At Western, there is a widespread interest in philanthropy and no shortage of students willing to volunteer. However, when it comes to students helping students, the philanthropic temperature is only lukewarm.
Last year, The University Students' Council opened a food bank for needy students on campus. This year, the food bank was given a permanent space on the third floor of the University Community Centre and, though council members are doing a good job ensuring confidentiality to the few students who utilize the service, their efforts may not be enough.
With a reputation for being the fashion and party hub of Canadian universities, there is a misconception - both inside and out of the university community -
that every student at Western goes home at night to water their money tree.
In truth, a free hot lunch program might be an overlooked necessity.
Revenue generated by the USC annually - combined with large sums raised for external charities - proves that money exists for those in need.
Still, we shouldn't overlook Western's administration. They seem to have perfected the art of taking our money at a record pace, so why not urge them to give a little back to those who need extra help?

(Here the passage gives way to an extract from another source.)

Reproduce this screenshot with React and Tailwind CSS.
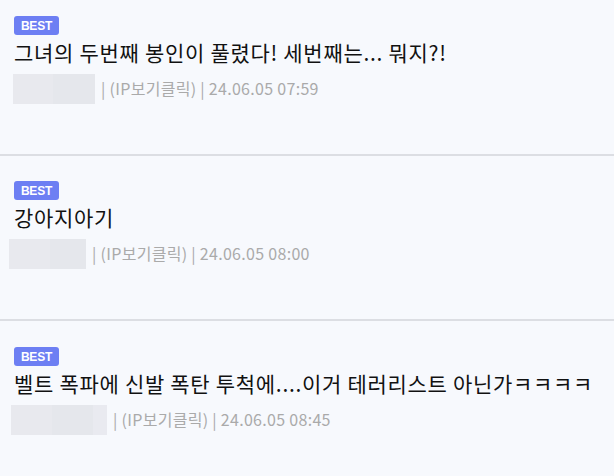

However, if there is a need for a program like this at Western, who better to make it a reality than our student leaders? By starting up a free hot lunch program or something of an equivalent nature, the USC would be able to generate an image beyond the facade, showing their heart for student lies beyond understanding the dynamics of Robert's Rules
Maybe we need to give back to students who sacrifice their time for work in order to eat. A hot lunch would be a guaranteed meal for students who do not have the resources to make one themselves.
Still, are Western students willing to overcome the stereotypes associated with people in need in order to get a free lunch?
The stigma that goes along with those who need charity might keep students from asking for help when their bodies could use it most. That would be a shame.